━━━ Information shown

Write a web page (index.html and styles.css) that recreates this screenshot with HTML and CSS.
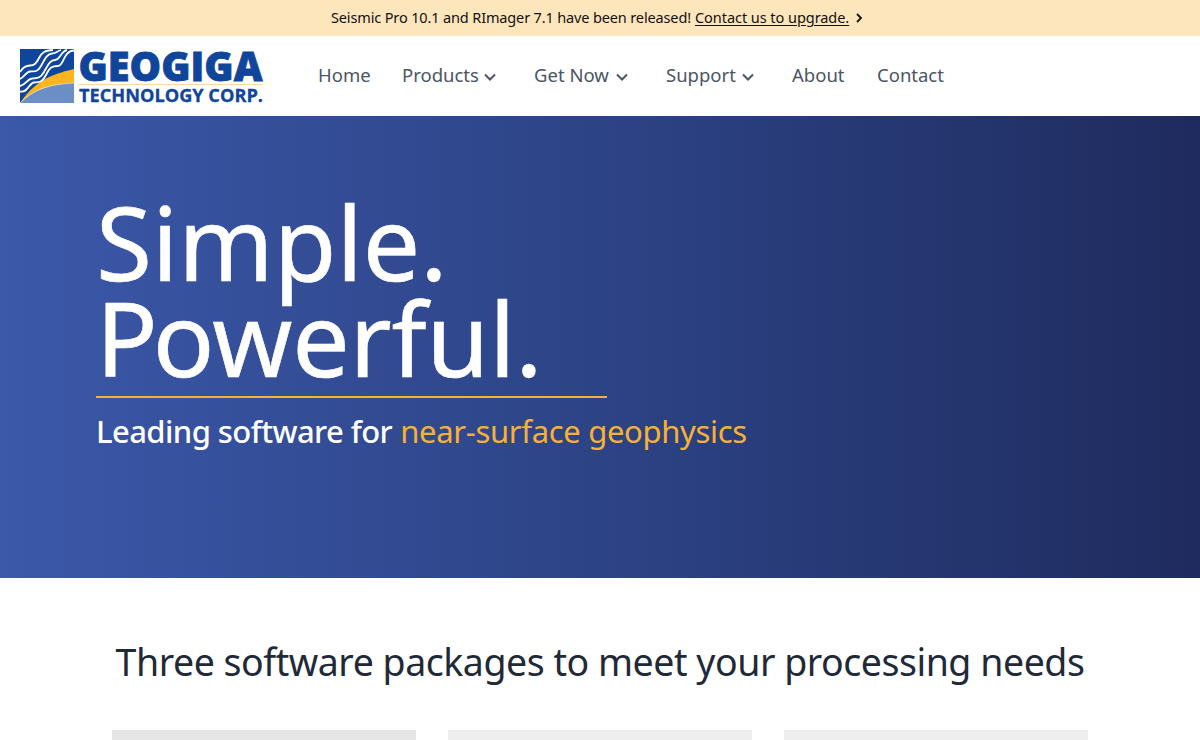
FILE: index.html
```html
<!DOCTYPE html>
<html lang="en">
<head>
    <meta charset="UTF-8">
    <meta name="viewport" content="width=device-width, initial-scale=1.0">
    <title>Geogiga Technology Corp.</title>
    <link rel="stylesheet" href="styles.css">
</head>
<body>
    <div class="banner">
        <span class="banner-text">Seismic Pro 10.1 and RImager 7.1 have been released!</span>
        <a class="banner-link" href="#">Contact us to upgrade.</a>
        <svg class="banner-arrow" viewBox="0 0 8 10" width="8" height="10"><path d="M2 1l4 4-4 4"/></svg>
    </div>

    <header class="header">
        <a class="logo" href="#">
            <svg class="logo-svg" width="248" height="60" viewBox="0 0 248 60">
                <rect x="2" y="3" width="54" height="54" fill="#10459c"/>
                <path d="M2 57C16 43 32 38 56 37V57Z" fill="#6b8fc4"/>
                <path d="M2 57C16 37 30 29 56 23V37C33 38 17 43 2 57Z" fill="#fdb51e"/>
                <path d="M2 57C16 43 32 38 56 37" fill="none" stroke="#dfe4dc" stroke-width="0.8"/>
                <g class="waves">
                    <path d="M2 26C5 21 8 19.5 12 19.5S18 18 21 12S27 4.5 35 4"/>
                    <path d="M2 33C6 31 8 26 12 25.5S19 27 23 20S29 8 34 7.5S39 5 43 4"/>
                    <path d="M2 40C8 39 9 33 14 32.5S22 33 26 26S32 14 37 14S43 5 49 4"/>
                    <path d="M2 45.5C10 47 11 37 16 36.5S24 37 28 29S34 20 40 20S45 5 56 4.5"/>
                </g>
                <path d="M60 38.5H245" stroke="#fbd9a0" stroke-width="1.2"/>
                <text class="logo-name" x="60.5" y="34.5" textLength="184" lengthAdjust="spacingAndGlyphs">GEOGIGA</text>
                <text class="logo-sub" x="61" y="56" textLength="184" lengthAdjust="spacingAndGlyphs">TECHNOLOGY CORP.</text>
            </svg>
        </a>
        <nav class="nav">
            <a class="nav-home" href="#">Home</a>
            <a class="nav-products" href="#">Products <svg class="chevron" viewBox="0 0 12 8" width="12" height="8"><path d="M1 1.5l5 5 5-5"/></svg></a>
            <a class="nav-get" href="#">Get Now <svg class="chevron" viewBox="0 0 12 8" width="12" height="8"><path d="M1 1.5l5 5 5-5"/></svg></a>
            <a class="nav-support" href="#">Support <svg class="chevron" viewBox="0 0 12 8" width="12" height="8"><path d="M1 1.5l5 5 5-5"/></svg></a>
            <a class="nav-about" href="#">About</a>
            <a class="nav-contact" href="#">Contact</a>
        </nav>
    </header>

    <section class="hero">
        <h1>Simple.<br><span class="cap">P</span><span class="line-powerful">owerful.</span></h1>
        <div class="hero-rule"></div>
        <p><span class="lead">Leading software for</span> <span class="accent">near-surface geophysics</span></p>
    </section>

    <section class="packages">
        <h2>Three software packages to meet your processing needs</h2>
        <div class="cards">
            <div class="card card-active"></div>
            <div class="card"></div>
            <div class="card"></div>
        </div>
    </section>
</body>
</html>
```
FILE: styles.css
```css
* {
    margin: 0;
    padding: 0;
    box-sizing: border-box;
}

body {
    font-family: 'Noto Sans', 'Open Sans', sans-serif;
    background: #fff;
    color: #1f2937;
}

a {
    color: inherit;
    text-decoration: none;
}

.banner {
    height: 36px;
    padding: 0 0 2px 331px;
    display: flex;
    align-items: center;
    background: #fee6bc;
    color: #111;
    font-size: 14.5px;
    white-space: nowrap;
}

.banner-text {
    width: 364px;
    letter-spacing: -0.14px;
}

.banner-link {
    width: 154px;
    letter-spacing: -0.05px;
    text-decoration: underline;
    text-underline-offset: 2px;
}

.banner-arrow {
    margin: 2px 0 0 6px;
}

.banner-arrow path {
    fill: none;
    stroke: #111;
    stroke-width: 1.8;
}

.header {
    height: 80px;
    display: flex;
    align-items: center;
    padding-left: 18px;
}

.logo {
    width: 248px;
    height: 60px;
}

.logo-svg {
    display: block;
    overflow: visible;
}

.waves path {
    fill: none;
    stroke: #fff;
    stroke-width: 1.8;
}

.logo-name,
.logo-sub {
    font-family: 'Open Sans', 'Noto Sans', sans-serif;
    font-weight: 800;
    fill: #10459c;
}

.logo-name {
    font-size: 41px;
    stroke: #10459c;
    stroke-width: 0.8;
}

.logo-sub {
    font-size: 17.5px;
    font-weight: 700;
    stroke: #10459c;
    stroke-width: 0.3;
}

.nav {
    display: flex;
    gap: 32px;
    margin: -4px 0 0 52px;
    color: #4b5563;
    font-size: 18.5px;
    white-space: nowrap;
}

.nav a {
    display: flex;
    align-items: center;
    justify-content: space-between;
}

.nav-home { width: 52px; }
.nav-products { width: 94px; margin-right: 6px; }
.nav-get { width: 94px; margin-right: 6px; }
.nav-support { width: 88px; margin-right: 6px; }
.nav-about { width: 53px; }

.chevron {
    margin-top: 5px;
}

.chevron path {
    fill: none;
    stroke: #4b5563;
    stroke-width: 2;
}

.hero {
    height: 462px;
    padding: 78px 96px 0;
    background: linear-gradient(90deg, #3b58a9, #2b4182 55%, #1f2b5e);
    color: #fff;
}

.hero h1 {
    font-size: 102px;
    font-weight: 400;
    line-height: 96px;
    white-space: nowrap;
    -webkit-text-stroke: 0.6px #fff;
}

.cap {
    letter-spacing: -5px;
}

.line-powerful {
    letter-spacing: -0.2px;
}

.hero-rule {
    width: 511px;
    height: 2px;
    margin-top: 10px;
    background: #f8b133;
}

.hero p {
    margin-top: 11px;
    font-size: 31px;
    line-height: 44px;
    white-space: nowrap;
}

.lead {
    font-weight: 500;
    letter-spacing: -0.57px;
}

.accent {
    color: #f8b133;
    letter-spacing: -0.32px;
}

.packages {
    padding: 60px 112px 0;
}

.packages h2 {
    font-size: 37.5px;
    font-weight: 400;
    line-height: 48px;
    letter-spacing: -0.47px;
    text-align: center;
    white-space: nowrap;
}

.cards {
    display: grid;
    grid-template-columns: repeat(3, 1fr);
    gap: 32px;
    margin-top: 44px;
}

.card {
    height: 10px;
    background: #eeeeee;
}

.card-active {
    background: #e6e6e6;
}
```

━━━━━━

Stated exercise: Are you able to set down all the lines above exactly, without any pictures?

Problem solution:
Write a web page (index.html and styles.css) that recreates this screenshot with HTML and CSS.
FILE: index.html
```html
<!DOCTYPE html>
<html lang="en">
<head>
    <meta charset="UTF-8">
    <meta name="viewport" content="width=device-width, initial-scale=1.0">
    <title>Geogiga Technology Corp.</title>
    <link rel="stylesheet" href="styles.css">
</head>
<body>
    <div class="banner">
        <span class="banner-text">Seismic Pro 10.1 and RImager 7.1 have been released!</span>
        <a class="banner-link" href="#">Contact us to upgrade.</a>
        <svg class="banner-arrow" viewBox="0 0 8 10" width="8" height="10"><path d="M2 1l4 4-4 4"/></svg>
    </div>

    <header class="header">
        <a class="logo" href="#">
            <svg class="logo-svg" width="248" height="60" viewBox="0 0 248 60">
                <rect x="2" y="3" width="54" height="54" fill="#10459c"/>
                <path d="M2 57C16 43 32 38 56 37V57Z" fill="#6b8fc4"/>
                <path d="M2 57C16 37 30 29 56 23V37C33 38 17 43 2 57Z" fill="#fdb51e"/>
                <path d="M2 57C16 43 32 38 56 37" fill="none" stroke="#dfe4dc" stroke-width="0.8"/>
                <g class="waves">
                    <path d="M2 26C5 21 8 19.5 12 19.5S18 18 21 12S27 4.5 35 4"/>
                    <path d="M2 33C6 31 8 26 12 25.5S19 27 23 20S29 8 34 7.5S39 5 43 4"/>
                    <path d="M2 40C8 39 9 33 14 32.5S22 33 26 26S32 14 37 14S43 5 49 4"/>
                    <path d="M2 45.5C10 47 11 37 16 36.5S24 37 28 29S34 20 40 20S45 5 56 4.5"/>
                </g>
                <path d="M60 38.5H245" stroke="#fbd9a0" stroke-width="1.2"/>
                <text class="logo-name" x="60.5" y="34.5" textLength="184" lengthAdjust="spacingAndGlyphs">GEOGIGA</text>
                <text class="logo-sub" x="61" y="56" textLength="184" lengthAdjust="spacingAndGlyphs">TECHNOLOGY CORP.</text>
            </svg>
        </a>
        <nav class="nav">
            <a class="nav-home" href="#">Home</a>
            <a class="nav-products" href="#">Products <svg class="chevron" viewBox="0 0 12 8" width="12" height="8"><path d="M1 1.5l5 5 5-5"/></svg></a>
            <a class="nav-get" href="#">Get Now <svg class="chevron" viewBox="0 0 12 8" width="12" height="8"><path d="M1 1.5l5 5 5-5"/></svg></a>
            <a class="nav-support" href="#">Support <svg class="chevron" viewBox="0 0 12 8" width="12" height="8"><path d="M1 1.5l5 5 5-5"/></svg></a>
            <a class="nav-about" href="#">About</a>
            <a class="nav-contact" href="#">Contact</a>
        </nav>
    </header>

    <section class="hero">
        <h1>Simple.<br><span class="cap">P</span><span class="line-powerful">owerful.</span></h1>
        <div class="hero-rule"></div>
        <p><span class="lead">Leading software for</span> <span class="accent">near-surface geophysics</span></p>
    </section>

    <section class="packages">
        <h2>Three software packages to meet your processing needs</h2>
        <div class="cards">
            <div class="card card-active"></div>
            <div class="card"></div>
            <div class="card"></div>
        </div>
    </section>
</body>
</html>
```
FILE: styles.css
```css
* {
    margin: 0;
    padding: 0;
    box-sizing: border-box;
}

body {
    font-family: 'Noto Sans', 'Open Sans', sans-serif;
    background: #fff;
    color: #1f2937;
}

a {
    color: inherit;
    text-decoration: none;
}

.banner {
    height: 36px;
    padding: 0 0 2px 331px;
    display: flex;
    align-items: center;
    background: #fee6bc;
    color: #111;
    font-size: 14.5px;
    white-space: nowrap;
}

.banner-text {
    width: 364px;
    letter-spacing: -0.14px;
}

.banner-link {
    width: 154px;
    letter-spacing: -0.05px;
    text-decoration: underline;
    text-underline-offset: 2px;
}

.banner-arrow {
    margin: 2px 0 0 6px;
}

.banner-arrow path {
    fill: none;
    stroke: #111;
    stroke-width: 1.8;
}

.header {
    height: 80px;
    display: flex;
    align-items: center;
    padding-left: 18px;
}

.logo {
    width: 248px;
    height: 60px;
}

.logo-svg {
    display: block;
    overflow: visible;
}

.waves path {
    fill: none;
    stroke: #fff;
    stroke-width: 1.8;
}

.logo-name,
.logo-sub {
    font-family: 'Open Sans', 'Noto Sans', sans-serif;
    font-weight: 800;
    fill: #10459c;
}

.logo-name {
    font-size: 41px;
    stroke: #10459c;
    stroke-width: 0.8;
}

.logo-sub {
    font-size: 17.5px;
    font-weight: 700;
    stroke: #10459c;
    stroke-width: 0.3;
}

.nav {
    display: flex;
    gap: 32px;
    margin: -4px 0 0 52px;
    color: #4b5563;
    font-size: 18.5px;
    white-space: nowrap;
}

.nav a {
    display: flex;
    align-items: center;
    justify-content: space-between;
}

.nav-home { width: 52px; }
.nav-products { width: 94px; margin-right: 6px; }
.nav-get { width: 94px; margin-right: 6px; }
.nav-support { width: 88px; margin-right: 6px; }
.nav-about { width: 53px; }

.chevron {
    margin-top: 5px;
}

.chevron path {
    fill: none;
    stroke: #4b5563;
    stroke-width: 2;
}

.hero {
    height: 462px;
    padding: 78px 96px 0;
    background: linear-gradient(90deg, #3b58a9, #2b4182 55%, #1f2b5e);
    color: #fff;
}

.hero h1 {
    font-size: 102px;
    font-weight: 400;
    line-height: 96px;
    white-space: nowrap;
    -webkit-text-stroke: 0.6px #fff;
}

.cap {
    letter-spacing: -5px;
}

.line-powerful {
    letter-spacing: -0.2px;
}

.hero-rule {
    width: 511px;
    height: 2px;
    margin-top: 10px;
    background: #f8b133;
}

.hero p {
    margin-top: 11px;
    font-size: 31px;
    line-height: 44px;
    white-space: nowrap;
}

.lead {
    font-weight: 500;
    letter-spacing: -0.57px;
}

.accent {
    color: #f8b133;
    letter-spacing: -0.32px;
}

.packages {
    padding: 60px 112px 0;
}

.packages h2 {
    font-size: 37.5px;
    font-weight: 400;
    line-height: 48px;
    letter-spacing: -0.47px;
    text-align: center;
    white-space: nowrap;
}

.cards {
    display: grid;
    grid-template-columns: repeat(3, 1fr);
    gap: 32px;
    margin-top: 44px;
}

.card {
    height: 10px;
    background: #eeeeee;
}

.card-active {
    background: #e6e6e6;
}
```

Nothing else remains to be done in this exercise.